For many second language learners, listening in the target language is a “…grave challenge” (Yang & Chang, 2014, p. 44). To address this challenge, instructional support has been widely discussed as a strategy to optimize student learning experiences (Leveridge & Yang, 2014). Optimal learning experiences facilitate the reaching of instructional objectives. One particular objective of second/foreign language (L2) instruction is communication without the need of learning supports. Thus, the provision of appropriate learning supports that assist the realization of this goal is one of the main challenges in L2 instruction. This is particularly true regarding the instruction of L2 listening comprehension, as listening comprehension is essentially the product of many intertwined complex cognitive processes (Meinardi, 2009; Goh & Taib, 2006; Wipf, 1984). Instructional classes that focus on target language listening are often found most difficult as:

  • 1.

    The target language emerges as a continual auditory stream of non-distinct words (Diao, Chandler, & Sweller, 2007; Chang, Tseng, & Tseng, 2011);

  • 2.

    Sentences are devoid of explicit punctuation symbols which are present in written text (Leveridge & Yang, 2014; Yang & Chang, 2014); and

  • 3.

    References for unfamiliar words are normally not available (Chen, 2011; Krashen, 1981).

Such difficulties may be attended to with the addition of supports facilitated by multimedia.
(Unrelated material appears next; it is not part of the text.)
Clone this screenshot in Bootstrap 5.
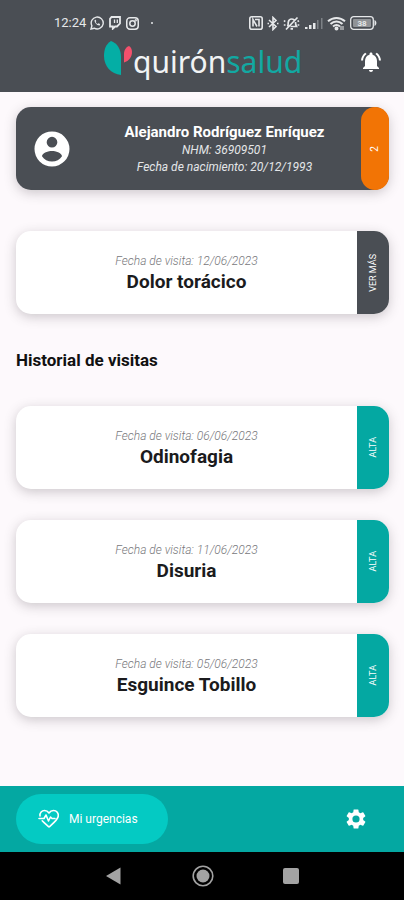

Multimedia enables various combinations of different audio and textual signals, such as:

  • 1.

    Subtitling: consisting of L2 audio with the text in the learner’s native language (L1) (Yang, 2014).

  • 2.

    Captioning: L2 audio with L2 text (Danan, 2014).

  • 3.

    Reversed subtitles: L1 audio with L2 text (Montero Perez, Van Den Noortgate, Desmet, 2013).

  • 4.

    Bilingual: L2 audio with concurrent L2 and L1 text (Chiu, Hsieh, Lee, Chang, Wang, 2012).

  • 5.

    Bilingual Reversed: L1 audio with concurrent L1 and L2 text (Winke, Gass, & Sydorenco, 2010).

  • 6.

    No Subtitling: L2 audio without text.

Of the aforementioned combinations, one often used multimedia support for instruction of L2 listening is captioning, described as visual text that matches the target language auditory signal verbatim (Leveridge & Yang, 2013; Montero Perez, Peters, & Desmet, 2014). Captioning is a valuable support as it addresses the aforementioned problems while enabling listening texts to become comprehensible input. Comprehensible input is a requirement of the cognitive load theory, which “places a primary emphasis on working memory capacity limitations as a factor in instructional design” and suggests that “too many elements of information may overwhelm working memory, decreasing the effectiveness of instruction” (Kalyuga, 2000, p. 161; Sweller, 1999). Language learners have limited processing capacity, thus proper allocation of cognitive information is critical to learning (Kalyuga, 2000, p. 161; Hedberg et al., 1993; Sweller, 1999). The provision of appropriate captioning support at suitable stages with learners at appropriate proficiency levels can ensure this. As learners advance and overcome such problems, captioning supports are removed, in turn enabling learners to realize the ultimate goal of non-supported communication in the target language.